HONG KONG - Police in central China's Hunan province have discovered used medical supplies being "recycled" at a workshop, and tracked down a network of dealers across the country, in the latest case of black-hearted goods being sold on the market.
Over 140 tonnes of used plastic medical supplies, including syringes and blood bags, were illegally sold off through an underground network of recyclers, Chinese state media reported over the weekend.
The case came to light with the jailing of a dozen people found guilty of polluting the environment in Hunan province last week, the South China Morning Post reported on Monday. (June 12).
Police said they were concerned that more of the dangerous waste materials might have been re-introduced into the manufacturing chain and reprocessed into plastic products for the food, medical and building renovation industries, the Post cited Outlook magazine as saying.
In April 2016, officials from an environmental protection bureau in Hunan, acting on a tip off, discovered several men "recycling" some 50 tonnes of used medical supplies in a backyard workshop in Gupei township, reported Outlook, which is published by China's official Xinhua news agency.
The men, including a dealer and a few workers, said they bought the waste from a rubbish dump for 2,000 yuan (S$407) a tonne. The waste material was then sold to another dealer for 5,000 yuan a tonne.
Bureau official Xu Shuli was cited as saying: "The scene was dreadful to the eye and disturbing to the mind."

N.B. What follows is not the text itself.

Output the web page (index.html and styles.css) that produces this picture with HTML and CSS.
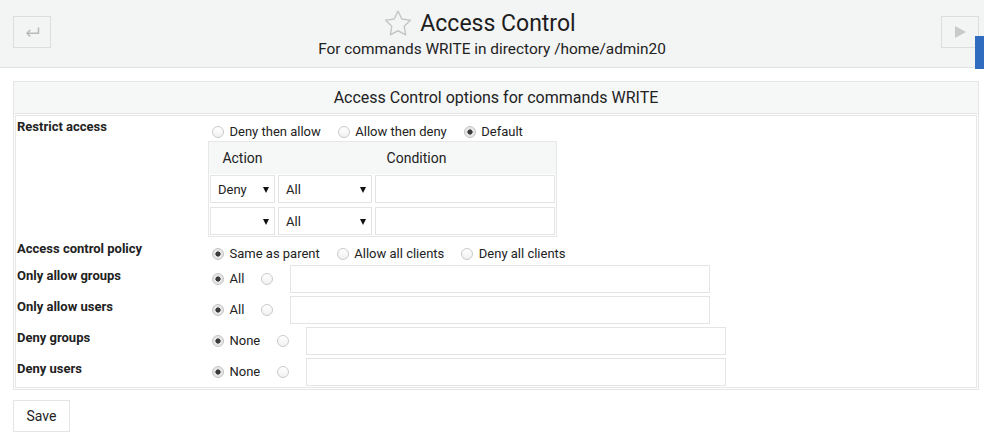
FILE: index.html
```html
<!DOCTYPE html>
<html lang="en">
<head>
<meta charset="utf-8">
<title>Access Control</title>
<link rel="stylesheet" href="styles.css">
</head>
<body>
<header class="top">
  <button class="nav-btn" type="button" aria-label="Back">
    <svg width="15" height="11" viewBox="0 0 15 11"><path d="M13.5 0.5v5.7H2" fill="none" stroke="#b9b9b9" stroke-width="1.5"/><path d="M5.2 2.9L2 6.2l3.2 3.3" fill="none" stroke="#b9b9b9" stroke-width="1.5"/></svg>
  </button>
  <div class="heading">
    <div class="title-row">
      <svg class="star" width="26" height="26" viewBox="2 1.5 20 20"><path d="M12 2.4l2.95 5.98 6.6.96-4.78 4.65 1.13 6.57L12 17.46l-5.9 3.1 1.13-6.57-4.78-4.65 6.6-.96z" fill="none" stroke="#c6c6c6" stroke-width="1.1" stroke-linejoin="round"/></svg>
      <h1 class="title">Access Control</h1>
    </div>
    <p class="subtitle">For commands WRITE in directory /home/admin20</p>
  </div>
  <button class="nav-btn" type="button" aria-label="Next">
    <svg width="11" height="12" viewBox="0 0 11 12"><polygon points="0,0 11,6 0,12" fill="#c9c9c9"/></svg>
  </button>
  <span class="side-tab"></span>
</header>

<main class="content">
  <section class="panel">
    <h2 class="panel-head">Access Control options for commands WRITE</h2>
    <div class="panel-body">
      <div class="form">
        <div class="label">Restrict access</div>
        <div class="value value-restrict">
          <div class="radios">
            <label class="opt"><input type="radio" name="order"><span>Deny then allow</span></label>
            <label class="opt"><input type="radio" name="order"><span>Allow then deny</span></label>
            <label class="opt"><input type="radio" name="order" checked><span>Default</span></label>
          </div>
          <div class="acl">
            <div class="acl-head"><span>Action</span><span>Condition</span></div>
            <div class="acl-body">
              <div class="acl-row">
                <span class="sel"><select><option>Deny</option></select></span>
                <span class="sel"><select><option>All</option></select></span>
                <input class="field" type="text">
              </div>
              <div class="acl-row">
                <span class="sel"><select><option></option></select></span>
                <span class="sel"><select><option>All</option></select></span>
                <input class="field" type="text">
              </div>
            </div>
          </div>
        </div>

        <div class="label">Access control policy</div>
        <div class="value value-policy">
          <div class="radios">
            <label class="opt"><input type="radio" name="policy" checked><span>Same as parent</span></label>
            <label class="opt"><input type="radio" name="policy"><span>Allow all clients</span></label>
            <label class="opt"><input type="radio" name="policy"><span>Deny all clients</span></label>
          </div>
        </div>

        <div class="label label-input">Only allow groups</div>
        <div class="value value-input">
          <label class="opt"><input type="radio" name="ag" checked><span>All</span></label>
          <label class="opt"><input type="radio" name="ag"></label>
          <input class="field wide" type="text">
        </div>

        <div class="label label-input">Only allow users</div>
        <div class="value value-input">
          <label class="opt"><input type="radio" name="au" checked><span>All</span></label>
          <label class="opt"><input type="radio" name="au"></label>
          <input class="field wide" type="text">
        </div>

        <div class="label label-input">Deny groups</div>
        <div class="value value-input">
          <label class="opt"><input type="radio" name="dg" checked><span>None</span></label>
          <label class="opt"><input type="radio" name="dg"></label>
          <input class="field wide" type="text">
        </div>

        <div class="label label-input">Deny users</div>
        <div class="value value-input">
          <label class="opt"><input type="radio" name="du" checked><span>None</span></label>
          <label class="opt"><input type="radio" name="du"></label>
          <input class="field wide" type="text">
        </div>
      </div>
    </div>
  </section>
  <button class="save" type="button">Save</button>
</main>
</body>
</html>
```

FILE: styles.css
```css
* { box-sizing: border-box; }

html, body {
  margin: 0;
  padding: 0;
  background: #fff;
}

body {
  font-family: Roboto, "Liberation Sans", sans-serif;
  font-size: 13px;
  color: #222;
  width: 984px;
  height: 436px;
  overflow: hidden;
}

/* ---------- header ---------- */
.top {
  position: relative;
  display: grid;
  grid-template-columns: 38px 1fr 38px;
  align-items: start;
  height: 68px;
  padding: 0 5px 0 13px;
  background: #f3f4f4;
  border-bottom: 1px solid #e2e3e3;
}

.nav-btn {
  margin: 16px 0 0;
  width: 38px;
  height: 32px;
  padding: 0;
  display: flex;
  align-items: center;
  justify-content: center;
  background: #f3f4f4;
  border: 1px solid #dcdddd;
  border-radius: 0;
}

.heading {
  padding-top: 10px;
  text-align: center;
}

.title-row {
  display: flex;
  justify-content: center;
  align-items: flex-start;
  gap: 9px;
  padding-right: 31px;
}

.star { display: block; }

.title {
  margin: 0;
  font-size: 23px;
  font-weight: 400;
  line-height: 27px;
  color: #1d1d1d;
}

.subtitle {
  margin: 3px 0 0;
  padding-right: 8px;
  font-size: 15.4px;
  line-height: 19px;
  color: #222;
}

.side-tab {
  position: absolute;
  top: 36px;
  right: 0;
  width: 9px;
  height: 33px;
  background: #2f6cc0;
}

/* ---------- content ---------- */
.content {
  padding: 13px 5px 0 13px;
}

.panel {
  border: 1px solid #e4e5e5;
}

.panel-head {
  margin: 0;
  height: 32px;
  padding-top: 6px;
  font-size: 16px;
  font-weight: 400;
  line-height: 19px;
  text-align: center;
  background: #f6f7f7;
  border-bottom: 1px solid #e4e5e5;
  color: #222;
}

.panel-body {
  padding: 1px;
}

.form {
  display: grid;
  grid-template-columns: 192px 1fr;
  border: 1px solid #e6e7e7;
}

.label {
  padding: 3px 0 0 1px;
  font-weight: 700;
  line-height: 15px;
  color: #222;
}

.label-input { padding-top: 4.5px; }

.value-restrict { padding: 8px 0 1px; }
.value-restrict .acl { margin-top: 1px; }
.value-policy { padding: 8px 0 1px; }

.value-input {
  display: flex;
  align-items: center;
  padding: 2px 0 1px 4px;
}

.radios {
  display: flex;
  align-items: center;
  height: 16px;
  padding-left: 4px;
}

.opt {
  display: inline-flex;
  align-items: center;
  gap: 5.5px;
  margin-right: 17px;
  line-height: 16px;
  white-space: nowrap;
}

.opt input[type="radio"] {
  appearance: none;
  -webkit-appearance: none;
  margin: 0;
  width: 12px;
  height: 12px;
  border: 1px solid #c9caca;
  border-radius: 50%;
  background: linear-gradient(#fff, #f1f1f1);
  flex: none;
}

.opt input[type="radio"]:checked {
  border-color: #c4c4c4;
  background: radial-gradient(circle, #3c3c3c 0 2.3px, #e6e6e6 2.9px);
}

/* ---------- acl table ---------- */
.acl {
  width: 349px;
  border: 1px solid #e6e7e7;
}

.acl-head {
  display: grid;
  grid-template-columns: 68px 1fr;
  height: 32px;
  align-items: center;
  padding: 0 1px;
  background: #f6f7f7;
  font-size: 14px;
  color: #222;
}

.acl-head span {
  text-align: center;
  line-height: 17px;
}

.acl-head span:first-child { padding-right: 3px; }

.acl-body {
  display: flex;
  flex-direction: column;
  gap: 4px;
  padding: 1px;
}

.acl-row {
  display: grid;
  grid-template-columns: 65px 94px 180px;
  gap: 3px;
}

.sel {
  position: relative;
  display: block;
  height: 28px;
}

.sel select {
  appearance: none;
  -webkit-appearance: none;
  width: 100%;
  height: 28px;
  margin: 0;
  padding: 0 0 0 7px;
  font-family: Roboto, "Liberation Sans", sans-serif;
  font-size: 13px;
  color: #222;
  background: #fff;
  border: 1px solid #e3e4e4;
  border-radius: 0;
}

.sel::after {
  content: "";
  position: absolute;
  right: 6px;
  top: 12px;
  width: 0;
  height: 0;
  border-left: 3.5px solid transparent;
  border-right: 3.5px solid transparent;
  border-top: 6px solid #111;
  pointer-events: none;
}

.field {
  display: block;
  height: 28px;
  margin: 0;
  padding: 0 6px;
  font-family: Roboto, "Liberation Sans", sans-serif;
  font-size: 13px;
  background: #fff;
  border: 1px solid #e3e4e4;
  border-radius: 0;
}

.field.wide {
  width: 420px;
}

/* ---------- save ---------- */
.save {
  margin-top: 10px;
  width: 57px;
  height: 32px;
  padding: 0;
  font-family: Roboto, "Liberation Sans", sans-serif;
  font-size: 14px;
  color: #222;
  background: #fff;
  border: 1px solid #e3e4e4;
  border-radius: 0;
}
```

Liquid residue from IV bags was seen leaking onto the ground, and syringes were found with dried blood, Outlook reported, adding that there was a stench in the air.
Hunan police spent six months investigating the case, and detained dozens of suspects in the web of dealers and suppliers in provinces including Hubei, Guangdong, Hebei and Jiangsu. More are expected to be arrested.
In one case, a dealer in Langfang, in northern Hebei province, sold the illegally processed waste for use in manufacturing pipes, and supplies for food and medical industries.
Most of the waste had come from public medical facilities, and investigators said several hospital property management companies have also been implicated in the case, the Post reported.
"County-level hospitals do not pay support staff and cleaners enough, so they let them sell the waste," one hospital employee said, adding that many of such hospitals try to save the cost of engaging professional recycling companies to destroy used medical supplies.